SHORT EXERCISE —
Extract each line containing the string "styles".

** Begin RECORDS PROVIDED **

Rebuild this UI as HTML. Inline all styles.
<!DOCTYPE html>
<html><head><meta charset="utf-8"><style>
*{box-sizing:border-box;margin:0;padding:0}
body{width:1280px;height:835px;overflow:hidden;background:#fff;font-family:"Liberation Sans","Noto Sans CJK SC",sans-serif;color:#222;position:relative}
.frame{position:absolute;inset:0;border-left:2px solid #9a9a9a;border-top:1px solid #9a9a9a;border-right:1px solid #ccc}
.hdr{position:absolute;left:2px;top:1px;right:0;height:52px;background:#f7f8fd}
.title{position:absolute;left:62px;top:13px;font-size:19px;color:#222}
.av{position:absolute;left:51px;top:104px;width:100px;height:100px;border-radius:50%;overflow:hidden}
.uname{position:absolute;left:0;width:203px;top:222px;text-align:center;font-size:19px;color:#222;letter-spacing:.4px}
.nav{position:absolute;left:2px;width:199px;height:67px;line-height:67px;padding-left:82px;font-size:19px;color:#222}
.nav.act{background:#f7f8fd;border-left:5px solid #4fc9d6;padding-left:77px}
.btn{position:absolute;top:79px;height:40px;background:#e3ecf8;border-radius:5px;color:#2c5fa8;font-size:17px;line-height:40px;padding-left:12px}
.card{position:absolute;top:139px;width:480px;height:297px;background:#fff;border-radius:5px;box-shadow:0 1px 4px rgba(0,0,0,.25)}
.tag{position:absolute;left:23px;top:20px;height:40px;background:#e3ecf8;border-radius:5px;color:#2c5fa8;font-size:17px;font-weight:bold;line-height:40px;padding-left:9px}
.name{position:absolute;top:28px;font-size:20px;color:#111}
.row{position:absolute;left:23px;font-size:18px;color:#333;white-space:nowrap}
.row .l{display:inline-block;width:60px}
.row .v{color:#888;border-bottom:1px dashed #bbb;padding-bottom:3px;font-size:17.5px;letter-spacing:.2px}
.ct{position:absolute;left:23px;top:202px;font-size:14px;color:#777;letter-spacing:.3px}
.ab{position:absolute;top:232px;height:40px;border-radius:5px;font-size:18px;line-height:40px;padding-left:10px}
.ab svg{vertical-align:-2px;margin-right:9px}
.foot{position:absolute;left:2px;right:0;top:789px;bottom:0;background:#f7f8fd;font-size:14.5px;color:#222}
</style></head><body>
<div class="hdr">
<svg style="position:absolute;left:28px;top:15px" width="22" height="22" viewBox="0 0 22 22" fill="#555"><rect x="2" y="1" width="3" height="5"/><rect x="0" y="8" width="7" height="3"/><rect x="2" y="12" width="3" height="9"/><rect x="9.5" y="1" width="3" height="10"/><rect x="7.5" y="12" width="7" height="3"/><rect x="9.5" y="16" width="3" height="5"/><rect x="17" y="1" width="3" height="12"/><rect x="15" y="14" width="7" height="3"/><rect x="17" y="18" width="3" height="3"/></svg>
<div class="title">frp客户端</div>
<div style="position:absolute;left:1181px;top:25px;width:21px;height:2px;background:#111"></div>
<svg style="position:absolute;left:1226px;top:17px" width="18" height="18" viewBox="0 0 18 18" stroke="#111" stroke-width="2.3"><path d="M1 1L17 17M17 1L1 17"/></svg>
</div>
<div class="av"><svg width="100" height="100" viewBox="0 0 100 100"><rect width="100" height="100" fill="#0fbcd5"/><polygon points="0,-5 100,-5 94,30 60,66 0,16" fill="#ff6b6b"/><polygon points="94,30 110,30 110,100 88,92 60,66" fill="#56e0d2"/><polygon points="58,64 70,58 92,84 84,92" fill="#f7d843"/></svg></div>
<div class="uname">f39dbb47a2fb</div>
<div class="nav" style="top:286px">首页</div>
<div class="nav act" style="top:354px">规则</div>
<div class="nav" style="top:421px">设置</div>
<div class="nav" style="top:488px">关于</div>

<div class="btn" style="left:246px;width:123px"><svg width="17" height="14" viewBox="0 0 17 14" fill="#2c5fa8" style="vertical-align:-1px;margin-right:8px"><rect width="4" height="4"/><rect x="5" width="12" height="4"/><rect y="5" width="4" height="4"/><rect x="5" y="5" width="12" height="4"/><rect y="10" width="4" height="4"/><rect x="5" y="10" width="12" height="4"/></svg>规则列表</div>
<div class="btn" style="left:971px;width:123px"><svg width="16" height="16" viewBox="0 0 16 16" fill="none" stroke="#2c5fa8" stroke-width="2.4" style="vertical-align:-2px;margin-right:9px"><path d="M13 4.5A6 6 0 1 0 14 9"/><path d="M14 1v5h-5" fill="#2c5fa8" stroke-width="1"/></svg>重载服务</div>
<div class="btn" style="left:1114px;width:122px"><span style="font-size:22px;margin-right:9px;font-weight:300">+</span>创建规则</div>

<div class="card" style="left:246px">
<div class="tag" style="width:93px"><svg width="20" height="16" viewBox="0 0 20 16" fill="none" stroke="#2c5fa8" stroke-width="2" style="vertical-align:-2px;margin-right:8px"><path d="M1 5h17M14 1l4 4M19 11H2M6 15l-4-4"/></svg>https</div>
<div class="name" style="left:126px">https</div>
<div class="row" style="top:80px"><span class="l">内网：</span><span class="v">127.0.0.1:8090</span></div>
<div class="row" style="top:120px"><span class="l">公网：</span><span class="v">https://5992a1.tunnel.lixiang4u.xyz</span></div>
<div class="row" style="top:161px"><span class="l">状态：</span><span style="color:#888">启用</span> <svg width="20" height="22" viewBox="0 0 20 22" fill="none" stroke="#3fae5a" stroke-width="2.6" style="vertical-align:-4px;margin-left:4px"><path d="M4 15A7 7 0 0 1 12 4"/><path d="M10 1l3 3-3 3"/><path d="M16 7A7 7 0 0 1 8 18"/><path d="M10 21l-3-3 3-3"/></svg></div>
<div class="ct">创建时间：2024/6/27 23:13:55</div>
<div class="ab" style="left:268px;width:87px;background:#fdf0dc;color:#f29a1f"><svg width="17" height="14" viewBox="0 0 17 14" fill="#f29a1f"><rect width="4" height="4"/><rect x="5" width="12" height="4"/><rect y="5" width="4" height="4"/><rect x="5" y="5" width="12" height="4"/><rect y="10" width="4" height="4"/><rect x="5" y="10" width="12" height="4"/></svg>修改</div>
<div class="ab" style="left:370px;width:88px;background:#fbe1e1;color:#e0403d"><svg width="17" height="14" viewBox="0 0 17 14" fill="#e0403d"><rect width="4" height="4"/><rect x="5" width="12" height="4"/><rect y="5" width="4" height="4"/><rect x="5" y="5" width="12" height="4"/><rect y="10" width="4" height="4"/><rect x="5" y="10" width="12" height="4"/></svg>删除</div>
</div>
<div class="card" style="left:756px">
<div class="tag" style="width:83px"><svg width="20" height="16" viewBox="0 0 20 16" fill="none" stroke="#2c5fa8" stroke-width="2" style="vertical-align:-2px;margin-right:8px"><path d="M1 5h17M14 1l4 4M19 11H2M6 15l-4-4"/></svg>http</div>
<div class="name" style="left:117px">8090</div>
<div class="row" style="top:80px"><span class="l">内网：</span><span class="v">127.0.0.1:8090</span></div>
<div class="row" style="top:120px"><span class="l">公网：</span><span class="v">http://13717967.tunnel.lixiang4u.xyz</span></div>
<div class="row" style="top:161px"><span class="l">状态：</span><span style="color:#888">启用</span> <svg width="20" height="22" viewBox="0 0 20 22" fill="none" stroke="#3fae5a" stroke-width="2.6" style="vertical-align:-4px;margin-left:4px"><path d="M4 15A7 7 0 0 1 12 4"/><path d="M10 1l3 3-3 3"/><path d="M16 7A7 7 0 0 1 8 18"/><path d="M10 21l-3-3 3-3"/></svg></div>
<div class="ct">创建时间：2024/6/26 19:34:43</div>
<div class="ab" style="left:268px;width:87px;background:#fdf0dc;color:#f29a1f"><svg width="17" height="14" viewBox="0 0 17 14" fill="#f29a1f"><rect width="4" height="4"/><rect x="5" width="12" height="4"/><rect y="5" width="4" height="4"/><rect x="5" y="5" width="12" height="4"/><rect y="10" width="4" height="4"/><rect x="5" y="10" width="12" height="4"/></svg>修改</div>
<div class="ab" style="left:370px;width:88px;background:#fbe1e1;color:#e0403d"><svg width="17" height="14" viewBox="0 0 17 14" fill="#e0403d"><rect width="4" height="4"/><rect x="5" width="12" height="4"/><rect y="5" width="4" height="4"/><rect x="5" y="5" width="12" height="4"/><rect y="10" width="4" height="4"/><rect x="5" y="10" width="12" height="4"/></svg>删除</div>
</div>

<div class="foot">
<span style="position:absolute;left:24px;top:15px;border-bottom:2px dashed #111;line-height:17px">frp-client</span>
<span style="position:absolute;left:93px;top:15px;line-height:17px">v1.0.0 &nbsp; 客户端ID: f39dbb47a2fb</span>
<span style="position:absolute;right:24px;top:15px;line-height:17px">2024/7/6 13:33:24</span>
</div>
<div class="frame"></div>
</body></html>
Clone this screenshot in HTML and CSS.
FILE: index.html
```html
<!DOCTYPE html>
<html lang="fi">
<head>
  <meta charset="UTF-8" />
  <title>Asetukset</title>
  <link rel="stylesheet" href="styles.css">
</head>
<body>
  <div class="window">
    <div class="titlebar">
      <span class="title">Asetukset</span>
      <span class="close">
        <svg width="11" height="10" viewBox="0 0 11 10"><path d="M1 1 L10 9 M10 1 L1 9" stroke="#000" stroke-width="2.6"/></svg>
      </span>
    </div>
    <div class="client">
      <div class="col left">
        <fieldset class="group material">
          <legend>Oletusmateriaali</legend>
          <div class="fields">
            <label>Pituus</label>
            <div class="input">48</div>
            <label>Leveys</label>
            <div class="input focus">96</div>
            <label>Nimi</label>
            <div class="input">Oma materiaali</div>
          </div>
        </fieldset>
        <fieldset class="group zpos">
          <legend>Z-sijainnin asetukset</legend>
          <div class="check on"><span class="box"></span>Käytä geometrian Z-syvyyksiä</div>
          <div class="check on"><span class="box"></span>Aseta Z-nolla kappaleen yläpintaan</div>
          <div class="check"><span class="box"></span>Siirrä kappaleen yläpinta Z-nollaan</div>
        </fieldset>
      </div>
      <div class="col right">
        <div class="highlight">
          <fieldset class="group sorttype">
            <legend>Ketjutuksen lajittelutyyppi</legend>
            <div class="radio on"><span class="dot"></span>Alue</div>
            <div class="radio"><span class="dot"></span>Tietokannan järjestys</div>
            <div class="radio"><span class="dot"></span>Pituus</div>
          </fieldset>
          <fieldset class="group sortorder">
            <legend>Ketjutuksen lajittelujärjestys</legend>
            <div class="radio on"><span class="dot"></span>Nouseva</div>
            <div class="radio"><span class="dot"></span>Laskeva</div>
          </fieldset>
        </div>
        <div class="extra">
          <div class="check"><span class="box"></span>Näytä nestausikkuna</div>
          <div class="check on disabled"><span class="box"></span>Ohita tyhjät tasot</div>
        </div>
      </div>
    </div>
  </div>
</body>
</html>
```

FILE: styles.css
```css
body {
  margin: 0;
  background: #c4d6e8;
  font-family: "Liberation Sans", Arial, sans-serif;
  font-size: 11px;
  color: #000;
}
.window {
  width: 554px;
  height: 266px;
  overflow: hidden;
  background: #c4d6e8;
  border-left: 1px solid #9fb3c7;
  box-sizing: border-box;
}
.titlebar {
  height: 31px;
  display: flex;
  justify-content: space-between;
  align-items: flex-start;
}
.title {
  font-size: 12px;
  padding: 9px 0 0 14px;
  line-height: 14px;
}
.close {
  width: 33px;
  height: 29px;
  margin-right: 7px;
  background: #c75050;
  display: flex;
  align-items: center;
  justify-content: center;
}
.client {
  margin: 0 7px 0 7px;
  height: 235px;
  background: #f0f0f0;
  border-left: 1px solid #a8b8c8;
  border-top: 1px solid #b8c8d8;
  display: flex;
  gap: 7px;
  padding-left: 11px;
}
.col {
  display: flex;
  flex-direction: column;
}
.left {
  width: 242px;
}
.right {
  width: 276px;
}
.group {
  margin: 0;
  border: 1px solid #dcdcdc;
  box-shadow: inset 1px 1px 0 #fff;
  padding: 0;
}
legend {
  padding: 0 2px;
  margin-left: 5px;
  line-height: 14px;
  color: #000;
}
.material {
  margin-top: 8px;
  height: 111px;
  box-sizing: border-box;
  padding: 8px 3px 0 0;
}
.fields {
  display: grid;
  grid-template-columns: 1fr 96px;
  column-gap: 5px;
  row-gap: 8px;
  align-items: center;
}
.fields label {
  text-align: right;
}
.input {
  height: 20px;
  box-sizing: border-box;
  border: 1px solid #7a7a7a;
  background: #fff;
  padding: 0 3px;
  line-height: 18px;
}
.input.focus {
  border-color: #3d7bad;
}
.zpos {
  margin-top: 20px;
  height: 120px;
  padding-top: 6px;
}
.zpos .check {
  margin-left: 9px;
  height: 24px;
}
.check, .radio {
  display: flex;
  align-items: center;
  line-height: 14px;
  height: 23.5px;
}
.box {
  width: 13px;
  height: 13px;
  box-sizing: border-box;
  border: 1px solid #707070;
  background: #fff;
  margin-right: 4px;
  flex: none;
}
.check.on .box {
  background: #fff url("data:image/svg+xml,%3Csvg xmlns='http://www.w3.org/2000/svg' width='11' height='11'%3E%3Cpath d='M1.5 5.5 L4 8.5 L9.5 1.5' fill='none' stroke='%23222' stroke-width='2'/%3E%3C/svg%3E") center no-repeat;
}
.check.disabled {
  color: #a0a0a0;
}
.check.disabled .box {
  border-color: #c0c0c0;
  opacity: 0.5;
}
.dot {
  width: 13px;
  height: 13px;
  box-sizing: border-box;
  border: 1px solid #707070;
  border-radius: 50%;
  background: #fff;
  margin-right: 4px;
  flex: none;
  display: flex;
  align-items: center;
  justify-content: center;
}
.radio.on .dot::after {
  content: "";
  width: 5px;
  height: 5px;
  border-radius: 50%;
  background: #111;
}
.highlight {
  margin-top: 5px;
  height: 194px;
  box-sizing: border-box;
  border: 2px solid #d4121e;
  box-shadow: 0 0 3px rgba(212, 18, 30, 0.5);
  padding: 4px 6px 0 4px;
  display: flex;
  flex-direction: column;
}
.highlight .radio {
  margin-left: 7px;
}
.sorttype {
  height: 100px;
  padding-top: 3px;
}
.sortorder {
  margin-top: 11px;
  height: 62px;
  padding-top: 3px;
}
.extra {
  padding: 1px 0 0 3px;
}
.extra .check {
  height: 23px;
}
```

** End RECORDS PROVIDED **

WRITTEN SOLUTION —
Rebuild this UI as HTML. Inline all styles.
  <link rel="stylesheet" href="styles.css">
FILE: styles.css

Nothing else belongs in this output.